[78-L] Speaking of cuing transcriptions..wuz Re: Edward VIII Abdication on records

Sammy Jones sjones69 at bellsouth.net
Mon Jul 2 16:54:38 PDT 2012


I thought tape was available in the U.S. as early as about 1946 or '47. 
Wasn't the second season of Crosby's Philco Radio Time edited on tape (as 
opposed to disc to disc like the AFRS did)?

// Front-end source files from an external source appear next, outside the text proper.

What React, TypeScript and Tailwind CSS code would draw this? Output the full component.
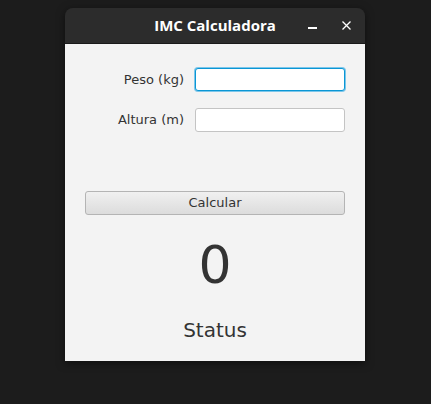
import React from "react";

export default function App() {
  return (
    <div className="w-[431px] h-[404px] bg-[#1c1c1c] relative overflow-hidden" style={{ fontFamily: '"DejaVu Sans", sans-serif' }}>
      <div className="absolute left-[65px] top-[8px] w-[300px] h-[353px] flex flex-col rounded-t-[8px] overflow-hidden shadow-[0_2px_8px_rgba(0,0,0,0.5)]">
        <div className="h-[36px] bg-[#2c2c2c] border-b border-[#1a1a1a] flex items-center relative">
          <div className="w-full text-center text-white text-[15px] font-bold" style={{ fontFamily: '"Open Sans", sans-serif' }}>IMC Calculadora</div>
          <div className="absolute left-[243px] top-[19px] w-[9px] h-[1.5px] bg-white" />
          <svg className="absolute left-[277px] top-[13px]" width="9" height="9" viewBox="0 0 9 9">
            <path d="M0.5 0.5 L8.5 8.5 M8.5 0.5 L0.5 8.5" stroke="white" strokeWidth="1.3" />
          </svg>
        </div>
        <div className="flex-1 bg-[#f3f3f3] flex flex-col">
          <div className="flex items-center mt-[24px] h-[23px]">
            <div className="w-[130px] text-right text-[13px] text-[#333] pr-[11px]">Peso (kg)</div>
            <div className="w-[150px] h-[23px] bg-white border border-[#0a96d4] rounded-[3px] shadow-[0_0_0_1px_#7cc6ea]" />
          </div>
          <div className="flex items-center mt-[17px] h-[24px]">
            <div className="w-[130px] text-right text-[13px] text-[#333] pr-[11px]">Altura (m)</div>
            <div className="w-[150px] h-[24px] bg-white border border-[#c4c4c4] rounded-[3px]" />
          </div>
          <div className="mt-[59px] mx-[20px] h-[24px] rounded-[3px] border border-[#b4b4b4] bg-gradient-to-b from-[#f0f0f0] to-[#dcdcdc] flex items-center justify-center text-[13px] text-[#333]">
            Calcular
          </div>
          <div className="mt-[20px] text-center text-[52px] leading-[60px] text-[#333]">0</div>
          <div className="mt-[23px] text-center text-[20px] leading-[24px] text-[#333]">Status</div>
        </div>
      </div>
    </div>
  );
}
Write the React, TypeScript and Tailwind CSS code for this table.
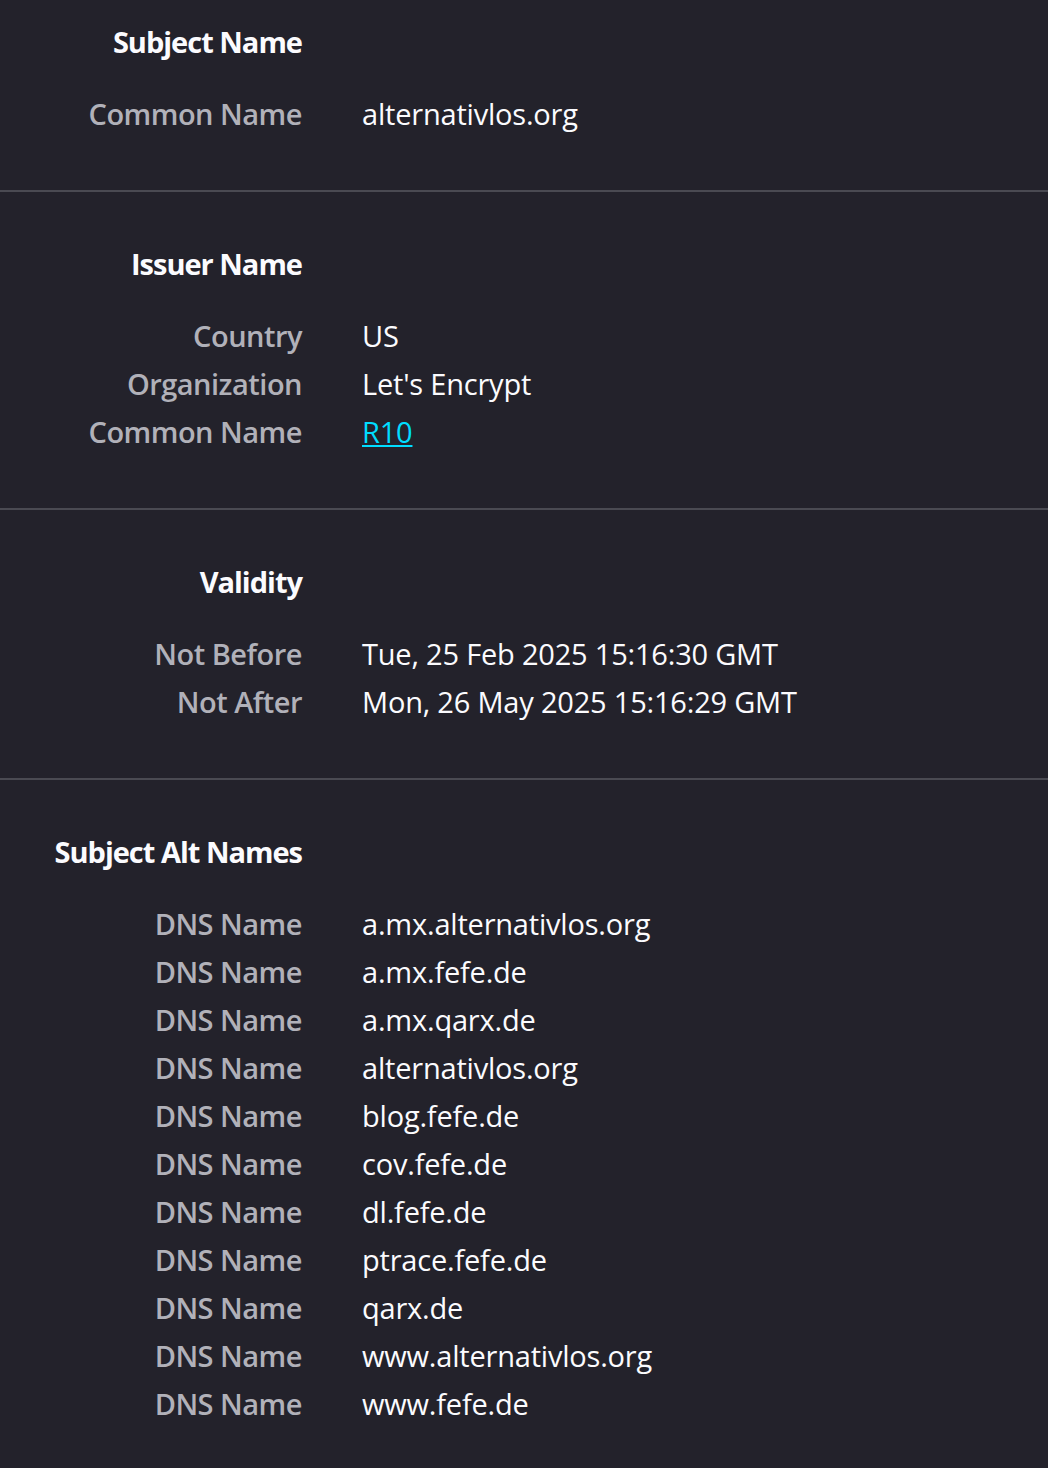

I don't know specifically about Columbia's early LPs, but I have the 
impression that methods of disc to disc editing (dubbing from  several 
source discs to a new master disc) were pretty refined by the late '40s. 
They were pionered by sound on film editors (early Vitaphone, etc.) and 
perfected by the Armed Forces Radio Service which edited dozens, if not 
hundreds, of radio programs every week to remove whole commercials and 
sometimes single words.

I have an AFRS Fibber McGee show where the quality drops tremendously and 
then returns to normal quality during one section within a 15-minute side, 
but the edit is otherwise imperceptible.  That says to me that the section 
in bad sound may have been edited down to a sub-master disc because of 
complications, then played back in to the new master disc at precisely the 
right time.  Very complicated stuff...

That being said, I don't know how they did it!  I imagine there were 
turntables that were mechanically linked together and some sort of counter 
to count revolutions, or parts of revolutions.  This is a fascinating 
topic...

Sammy Jones

David Lennick wrote:
Hijacking the thread, thank you.

On 7/2/2012 7:01 PM, Michael Biel wrote:
>
> That (arrow) is what you find on soundtrack
> discs so that they can be cued up without backspinning them.  It doesn't
> point to the beginning of the groove, but to the point in the disc where
> the sound begins.

When Columbia began cutting 33rpm microgroove masters for the new Lp format,
they dubbed from 16-inch lacquers that had previously been used as source
material for 78s. Classical works consisted of movements in 4 minute chunks
spread over several 16-inch sides (contrary to what people have written, 
they
did NOT record the works non-stop). The dubbing team had to be right on the
note to make the side joins, and they usually got it right, but how did they
cue to music without back-cuing and ruining the original? Did they work from
safeties? Did they carefully note the number of turns and cross their 
fingers?
Remember, this was all before tape. I've heard one 78 issue (not on 
Columbia,
but on Mercury) where the music is preceded by an entire rev of cue scratch.